▸ **EXERCISE DESCRIPTION**:
Transcribe the material word for word, but without the images.

▸ **COLLECTED DATA**:
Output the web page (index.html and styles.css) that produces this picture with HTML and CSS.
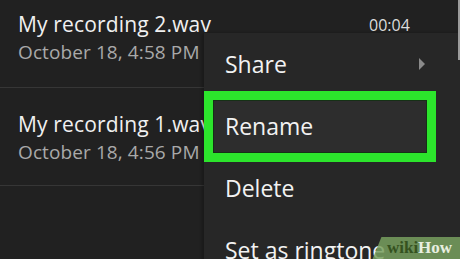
FILE: index.html
```html
<!DOCTYPE html>
<html lang="en">
<head>
  <meta charset="UTF-8">
  <meta name="viewport" content="width=device-width, initial-scale=1.0">
  <title>Recordings</title>
  <link rel="stylesheet" href="styles.css">
</head>
<body>
  <div class="screen">
    <div class="list">
      <div class="row first">
        <div class="title">My recording 2.wav</div>
        <div class="date">October 18, 4:58 PM</div>
        <span class="length">00:04</span>
      </div>
      <div class="row">
        <div class="title">My recording 1.wav</div>
        <div class="date">October 18, 4:56 PM</div>
      </div>
    </div>

    <div class="menu">
      <div class="highlight"></div>
      <div class="item">Share <span class="arrow"></span></div>
      <div class="item">Rename</div>
      <div class="item">Delete</div>
      <div class="item">Set as ringtone</div>
    </div>

    <div class="scrollbar"></div>

    <div class="watermark"><span class="wiki">wiki</span><span class="how">How</span></div>
  </div>
</body>
</html>
```

FILE: styles.css
```css
html, body {
  margin: 0;
  padding: 0;
}
body {
  font-family: "Open Sans", Arial, sans-serif;
  background-color: #212121;
}
.screen {
  position: relative;
  width: 460px;
  height: 259px;
  overflow: hidden;
  background-color: #212121;
}
.row {
  position: relative;
  height: 74px;
  padding: 23px 0 0 18px;
  border-bottom: 1px solid #363636;
}
.row.first {
  height: 76px;
  padding-top: 11px;
}
.title {
  font-size: 21px;
  line-height: 26px;
  letter-spacing: 0.15px;
  color: #f0f0f0;
  white-space: nowrap;
}
.date {
  margin-top: 3px;
  font-size: 19px;
  line-height: 24px;
  letter-spacing: 0.1px;
  color: #a9a9a9;
  white-space: nowrap;
}
.length {
  position: absolute;
  left: 369px;
  top: 14px;
  font-size: 16px;
  line-height: 22px;
  color: #dcdcdc;
}

/* popup menu */
.menu {
  position: absolute;
  left: 204px;
  top: 33px;
  width: 256px;
  height: 260px;
  background-color: #272727;
  box-shadow: -2px 0 3px rgba(0, 0, 0, 0.25);
}
.item {
  position: relative;
  height: 62px;
  display: flex;
  align-items: center;
  justify-content: space-between;
  padding: 0 35px 0 21px;
  font-size: 23px;
  line-height: 30px;
  color: #f2f2f2;
  white-space: nowrap;
}
.arrow {
  width: 0;
  height: 0;
  border-left: 6px solid #8a8a8a;
  border-top: 6px solid transparent;
  border-bottom: 6px solid transparent;
}
.highlight {
  position: absolute;
  left: 0;
  top: 58px;
  width: 214px;
  height: 53px;
  border: 9px solid #2ce52c;
  background-color: #2d2d2d;
  box-shadow: inset 0 0 0 1px #163016;
}

.scrollbar {
  position: absolute;
  right: 0;
  top: 0;
  width: 2px;
  height: 60px;
  background-color: #9c9c9c;
}

.watermark {
  position: absolute;
  right: -8px;
  bottom: 0;
  width: 81px;
  height: 22px;
  padding-left: 10px;
  background-color: rgba(120, 160, 95, 0.85);
  transform: skewX(-22deg);
  font-family: "Liberation Serif", serif;
  font-weight: bold;
  font-size: 17px;
  line-height: 22px;
  white-space: nowrap;
}
.watermark span {
  display: inline-block;
  transform: skewX(22deg);
}
.wiki {
  color: #35521f;
}
.how {
  color: #e8efe0;
}
```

▸ **RESPONSE TO THIS TASK**:
Output the web page (index.html and styles.css) that produces this picture with HTML and CSS.
FILE: index.html
```html
<!DOCTYPE html>
<html lang="en">
<head>
  <meta charset="UTF-8">
  <meta name="viewport" content="width=device-width, initial-scale=1.0">
  <title>Recordings</title>
  <link rel="stylesheet" href="styles.css">
</head>
<body>
  <div class="screen">
    <div class="list">
      <div class="row first">
        <div class="title">My recording 2.wav</div>
        <div class="date">October 18, 4:58 PM</div>
        <span class="length">00:04</span>
      </div>
      <div class="row">
        <div class="title">My recording 1.wav</div>
        <div class="date">October 18, 4:56 PM</div>
      </div>
    </div>

    <div class="menu">
      <div class="highlight"></div>
      <div class="item">Share <span class="arrow"></span></div>
      <div class="item">Rename</div>
      <div class="item">Delete</div>
      <div class="item">Set as ringtone</div>
    </div>

    <div class="scrollbar"></div>

    <div class="watermark"><span class="wiki">wiki</span><span class="how">How</span></div>
  </div>
</body>
</html>
```

FILE: styles.css
```css
html, body {
  margin: 0;
  padding: 0;
}
body {
  font-family: "Open Sans", Arial, sans-serif;
  background-color: #212121;
}
.screen {
  position: relative;
  width: 460px;
  height: 259px;
  overflow: hidden;
  background-color: #212121;
}
.row {
  position: relative;
  height: 74px;
  padding: 23px 0 0 18px;
  border-bottom: 1px solid #363636;
}
.row.first {
  height: 76px;
  padding-top: 11px;
}
.title {
  font-size: 21px;
  line-height: 26px;
  letter-spacing: 0.15px;
  color: #f0f0f0;
  white-space: nowrap;
}
.date {
  margin-top: 3px;
  font-size: 19px;
  line-height: 24px;
  letter-spacing: 0.1px;
  color: #a9a9a9;
  white-space: nowrap;
}
.length {
  position: absolute;
  left: 369px;
  top: 14px;
  font-size: 16px;
  line-height: 22px;
  color: #dcdcdc;
}

/* popup menu */
.menu {
  position: absolute;
  left: 204px;
  top: 33px;
  width: 256px;
  height: 260px;
  background-color: #272727;
  box-shadow: -2px 0 3px rgba(0, 0, 0, 0.25);
}
.item {
  position: relative;
  height: 62px;
  display: flex;
  align-items: center;
  justify-content: space-between;
  padding: 0 35px 0 21px;
  font-size: 23px;
  line-height: 30px;
  color: #f2f2f2;
  white-space: nowrap;
}
.arrow {
  width: 0;
  height: 0;
  border-left: 6px solid #8a8a8a;
  border-top: 6px solid transparent;
  border-bottom: 6px solid transparent;
}
.highlight {
  position: absolute;
  left: 0;
  top: 58px;
  width: 214px;
  height: 53px;
  border: 9px solid #2ce52c;
  background-color: #2d2d2d;
  box-shadow: inset 0 0 0 1px #163016;
}

.scrollbar {
  position: absolute;
  right: 0;
  top: 0;
  width: 2px;
  height: 60px;
  background-color: #9c9c9c;
}

.watermark {
  position: absolute;
  right: -8px;
  bottom: 0;
  width: 81px;
  height: 22px;
  padding-left: 10px;
  background-color: rgba(120, 160, 95, 0.85);
  transform: skewX(-22deg);
  font-family: "Liberation Serif", serif;
  font-weight: bold;
  font-size: 17px;
  line-height: 22px;
  white-space: nowrap;
}
.watermark span {
  display: inline-block;
  transform: skewX(22deg);
}
.wiki {
  color: #35521f;
}
.how {
  color: #e8efe0;
}
```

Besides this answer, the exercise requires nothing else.